Come back, Joe. Over the past two months, it's become clear this franchise needs you -- more than you might need the Redskins.

Why the change? It's not solely because Gibbs has won his last two games with a backup quarterback who had not started a game in 10 years -- although being there when the Redskins beat the Giants in a game they had no business winning on a brutal weather night at the Meadowlands last week helped.

And it's not simply the compassion he used to guide the organization through its most sorrowful days -- though his leadership after Sean Taylor's death clearly illustrated that.

It's the totality of the last two months, the way in which Gibbs has begun to successfully heal a physically and emotionally injured team and how his players responded as he balanced gentleness with competitiveness, his humanity with his heart.

Having been around the man recently, it's also a gut feeling. Everyone has somewhere they are supposed to be in this world at a particular time. For Gibbs, there is no better or right place to be than here, leading this team.

All indications are that the team owner, Daniel Snyder, never waffled regarding whether Gibbs should return. According to a team official, who spoke on condition of anonymity, Snyder is ready to offer Gibbs a contract extension beyond his fifth and final year in 2008. I've heard two years, because that's the realistic feeling of how long a genuine Super Bowl run will take. But another team official said a duration has not been discussed.

More importantly, Snyder has no contingency plan. The ball is in Joe's court.
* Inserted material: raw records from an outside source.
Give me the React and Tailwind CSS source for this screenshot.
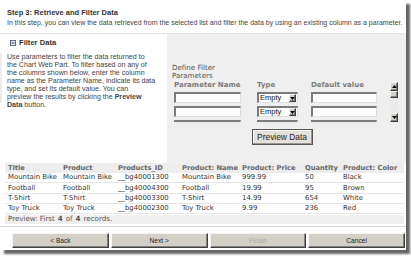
const sans = "font-['Liberation_Sans',Arial,sans-serif]"
const verd = "font-['DejaVu_Sans',Verdana,sans-serif]"

const cols = ['Title', 'Product', 'Products_ID', 'Product: Name', 'Product: Price', 'Quantity', 'Product: Color']
const colW = ['w-[55px]', 'w-[55px]', 'w-[64px]', 'w-[60px]', 'w-[63px]', 'w-[38px]', 'flex-1']
const rows = [
  ['Mountain Bike', 'Mountain Bike', '__bg40001300', 'Mountain Bike', '999.99', '50', 'Black'],
  ['Football', 'Football', '__bg40004300', 'Football', '19.99', '95', 'Brown'],
  ['T-Shirt', 'T-Shirt', '__bg40003300', 'T-Shirt', '14.99', '654', 'White'],
  ['Toy Truck', 'Toy Truck', '__bg40002300', 'Toy Truck', '9.99', '236', 'Red'],
]

const inset =
  'bg-white border-t-2 border-l-2 border-b border-r border-t-[#7b7b7b] border-l-[#7b7b7b] border-b-[#dedede] border-r-[#dedede]'
const outset =
  'bg-[#d4d0c8] border border-t-[#f6f5f2] border-l-[#f6f5f2] border-r-[#404040] border-b-[#404040] shadow-[inset_-1px_-1px_0_#808080]'

function Arrow({ up }) {
  return (
    <svg width="5" height="3" viewBox="0 0 5 3">
      <path d={up ? 'M0 3 L2.5 0 L5 3 Z' : 'M0 0 L5 0 L2.5 3 Z'} fill="#000" />
    </svg>
  )
}

function ParamRow({ blank }) {
  return (
    <div className="flex h-[11px] shrink-0">
      <div className={`w-[67px] ${inset}`} />
      <div className={`ml-[16px] w-[41px] flex items-center ${inset}`}>
        {!blank && (
          <>
            <span className={`${sans} flex-1 pl-[1px] text-[7.5px] leading-none text-[#111]`}>Empty</span>
            <div className={`w-[7px] h-[8px] mr-[1px] flex items-center justify-center ${outset}`}>
              <Arrow />
            </div>
          </>
        )}
      </div>
      <div className={`ml-[13px] w-[66px] ${inset}`} />
    </div>
  )
}

function WizButton({ label, disabled }) {
  return (
    <div
      className={`h-[15px] flex items-center justify-center ${outset} ${sans} text-[6.6px] ${
        disabled ? 'text-[#a7a7a7]' : 'text-[#222]'
      }`}
    >
      {label}
    </div>
  )
}

export default function App() {
  return (
    <div className="w-[411px] h-[260px] bg-white overflow-hidden">
      <div className={`w-[406px] h-[250px] bg-white shadow-[4px_4px_2px_rgba(0,0,0,0.6)] ${sans} text-[#333]`}>
        <div className="pt-[9px] pl-[7px] text-[7.5px] font-bold leading-[8px] text-[#333]">
          Step 3: Retrieve and Filter Data
        </div>
        <div className="mt-[2px] pl-[7px] text-[7px] leading-[8px] text-[#444] whitespace-nowrap">
          In this step, you can view the data retrieved from the selected list and filter the data by using an existing
          column as a parameter.
        </div>

        <div className="mt-[6px] flex h-[130px] border-t border-[#e2e2e2]">
          {/* filter help */}
          <div className="w-[167px] shrink-0">
            <div className="mt-[5px] flex items-center h-[8px] pl-[10px]">
              <svg width="6" height="6" viewBox="0 0 6 6">
                <rect x="0.5" y="0.5" width="5" height="5" fill="#e6ebf2" stroke="#5d6d85" />
                <line x1="1.5" y1="3" x2="4.5" y2="3" stroke="#2d3d55" />
              </svg>
              <span className="ml-[3px] text-[7.6px] font-bold text-[#333]">Filter Data</span>
            </div>
            <div className="mt-[6px] flex">
              <div className="w-[2px] h-[50px] bg-[#ececec]" />
              <div className="pl-[5px] text-[7.1px] leading-[8px] text-[#444] whitespace-nowrap">
                Use parameters to filter the data returned to
                <br />
                the Chart Web Part. To filter based on any of
                <br />
                the columns shown below, enter the column
                <br />
                name as the Parameter Name, indicate its data
                <br />
                type, and set its default value. You can
                <br />
                preview the results by clicking the <b>Preview</b>
                <br />
                <b>Data</b> button.
              </div>
            </div>
          </div>

          {/* define parameters */}
          <div className="flex-1 bg-[#efefef] pl-[5px] pt-[30px]">
            <div className={`${verd} text-[7.1px] leading-[7.5px] text-[#555]`}>
              Define Filter
              <br />
              Parameters
            </div>
            <div className="mt-[1px] flex h-[42px] w-[226px]">
              <div className="w-[218px] overflow-hidden pl-[2px] flex flex-col">
                <div className={`flex h-[11px] shrink-0 items-center ${verd} text-[7px] font-bold text-[#7a7a7a]`}>
                  <span className="w-[67px]">Parameter Name</span>
                  <span className="ml-[16px] w-[41px]">Type</span>
                  <span className="ml-[13px]">Default value</span>
                </div>
                <div className="mt-[1px]">
                  <ParamRow />
                </div>
                <div className="mt-[3px]">
                  <ParamRow />
                </div>
                <div className="mt-[3px]">
                  <ParamRow blank />
                </div>
              </div>
              <div className="w-[8px] mt-[2px] h-[40px] bg-[#ebebeb] flex flex-col">
                <div className={`h-[9px] flex items-center justify-center ${outset}`}>
                  <Arrow up />
                </div>
                <div className={`h-[7px] ${outset}`} />
                <div className="flex-1" />
                <div className={`h-[9px] flex items-center justify-center ${outset}`}>
                  <Arrow />
                </div>
              </div>
            </div>
            <div className="mt-[7px] w-[220px] flex justify-center">
              <div
                className={`h-[16px] w-[61px] flex items-center justify-center bg-[#e4e1da] border border-[#555] shadow-[inset_-1px_-1px_0_#9a9890,inset_1px_1px_0_#fff] text-[8.4px] text-[#222]`}
              >
                Preview Data
              </div>
            </div>
          </div>
        </div>

        {/* data preview */}
        <div className={`ml-[5px] mr-[2px] ${verd} text-[6.9px]`}>
          <div className="flex h-[10px] items-center bg-[#ededed] pl-[3px] font-bold text-[#666] text-[6.7px]">
            {cols.map((c, i) => (
              <span key={i} className={`${colW[i]} whitespace-nowrap`}>
                {c}
              </span>
            ))}
          </div>
          {rows.map((r, ri) => (
            <div key={ri} className="flex h-[10.3px] items-center border-b border-[#e6e6e6] pl-[3px] text-[#333]">
              {r.map((c, i) => (
                <span key={i} className={`${colW[i]} whitespace-nowrap`}>
                  {c}
                </span>
              ))}
            </div>
          ))}
          <div className="mt-[1px] flex h-[9px] items-center bg-[#efefef] pl-[3px] text-[#555] text-[7.1px]">
            Preview: First <b className="mx-[3px]">4</b> of <b className="mx-[3px]">4</b> records.
          </div>
        </div>

        <div className="mt-[2px] border-t border-[#d6d6d6]" />

        <div className="mt-[6px] grid grid-cols-4 gap-[2px] pl-[12px] pr-[1px]">
          <WizButton label="< Back" />
          <WizButton label="Next >" />
          <WizButton label="Finish" disabled />
          <WizButton label="Cancel" />
        </div>
      </div>
    </div>
  )
}
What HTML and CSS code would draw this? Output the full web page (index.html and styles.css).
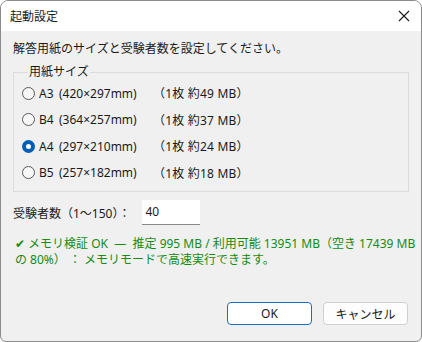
FILE: index.html
```html
<!DOCTYPE html>
<html lang="ja">
<head>
    <meta charset="UTF-8">
    <title>起動設定</title>
    <link rel="stylesheet" href="styles.css">
</head>
<body>
    <div class="window">
        <div class="titlebar">
            <span class="title">起動設定</span>
            <svg class="close" width="12" height="12" viewBox="0 0 12 12">
                <path d="M1 1 L11 11 M11 1 L1 11" stroke="#1a1a1a" stroke-width="1.1" fill="none"/>
            </svg>
        </div>
        <div class="content">
            <p class="intro">解答用紙のサイズと受験者数を設定してください。</p>
            <fieldset class="group">
                <legend>用紙サイズ</legend>
                <label class="radio"><span class="dot"></span><span class="size">A3</span><span class="dim">(420×297mm)</span><span class="mem">（1枚 約49 MB）</span></label>
                <label class="radio"><span class="dot"></span><span class="size">B4</span><span class="dim">(364×257mm)</span><span class="mem">（1枚 約37 MB）</span></label>
                <label class="radio checked"><span class="dot"></span><span class="size">A4</span><span class="dim">(297×210mm)</span><span class="mem">（1枚 約24 MB）</span></label>
                <label class="radio"><span class="dot"></span><span class="size">B5</span><span class="dim">(257×182mm)</span><span class="mem">（1枚 約18 MB）</span></label>
            </fieldset>
            <div class="count">
                <span>受験者数（1〜150）：</span>
                <div class="input">40</div>
            </div>
            <p class="status">✔ メモリ検証 OK&nbsp; —&nbsp; 推定 995 MB / 利用可能 13951 MB（空き 17439 MB の 80%）&nbsp;：&nbsp;メモリモードで高速実行できます。</p>
        </div>
        <div class="buttons">
            <button class="btn primary">OK</button>
            <button class="btn">キャンセル</button>
        </div>
    </div>
</body>
</html>
```

FILE: styles.css
```css
* {
    margin: 0;
    padding: 0;
    box-sizing: border-box;
}

body {
    font-family: "Noto Sans", "Noto Sans CJK JP", sans-serif;
    font-size: 12px;
    color: #1a1a1a;
    background: #ffffff;
}

.window {
    width: 422px;
    height: 342px;
    border: 1px solid #8c8c8c;
    border-radius: 8px 8px 6px 6px;
    background: #f0f0f0;
    display: flex;
    flex-direction: column;
    overflow: hidden;
}

.titlebar {
    height: 30px;
    background: #ffffff;
    display: flex;
    align-items: center;
    justify-content: space-between;
    padding: 0 11px 0 9px;
}

.title {
    font-size: 12px;
}

.content {
    padding: 10px 12px 0 12px;
    flex: 1;
}

.intro {
    line-height: 16px;
}

.group {
    border: 1px solid #dcdcdc;
    margin-top: 7px;
    padding: 0 0 0 8px;
    height: 128px;
}

.group legend {
    padding: 0 1px;
    margin-left: 6px;
    line-height: 16px;
}

.radio {
    display: flex;
    align-items: center;
    height: 26.5px;
}

.dot {
    width: 13px;
    height: 13px;
    border: 1px solid #5a5a5a;
    border-radius: 50%;
    margin-right: 4px;
    background: #f7f7f7;
}

.checked .dot {
    border: 4px solid #005fb8;
    background: #ffffff;
}

.size {
    width: 20px;
}

.dim {
    width: 94px;
}

.group .mem {
    letter-spacing: 0.2px;
}

.count {
    display: flex;
    align-items: center;
    margin-top: 8px;
}

.input {
    margin-left: 12px;
    width: 58px;
    height: 25px;
    background: #ffffff;
    border-bottom: 1px solid #8a8a8a;
    padding: 4px 3px;
    line-height: 16px;
}

.status {
    color: #148c14;
    margin-top: 11px;
    margin-right: -10px;
    line-height: 16px;
    padding-left: 2px;
}

.buttons {
    display: flex;
    justify-content: flex-end;
    gap: 11px;
    padding: 0 13px 16px 0;
}

.btn {
    font-family: inherit;
    font-size: 12px;
    width: 85px;
    height: 23px;
    background: #fdfdfd;
    border: 1px solid #d0d0d0;
    border-radius: 4px;
    color: #1a1a1a;
}

.btn.primary {
    border-color: #1a6fc2;
    background: #ffffff;
}
```
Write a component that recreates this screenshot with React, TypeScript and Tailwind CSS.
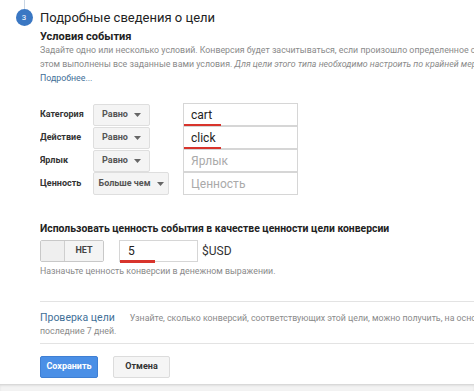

And while he bristles at the mention of the word "contract" these days -- committing to nothing more than saying he will sit down with Snyder at season's end and open a dialogue about coming back -- all signs point to Gibbs returning to coach the Redskins for his fifth straight season and 17th overall.

Joe Gibbs Racing is in good hands with his son, J.D., who admires his father's leadership in their NASCAR business but knows, down deep, that football is where Joe Gibbs's heart remains.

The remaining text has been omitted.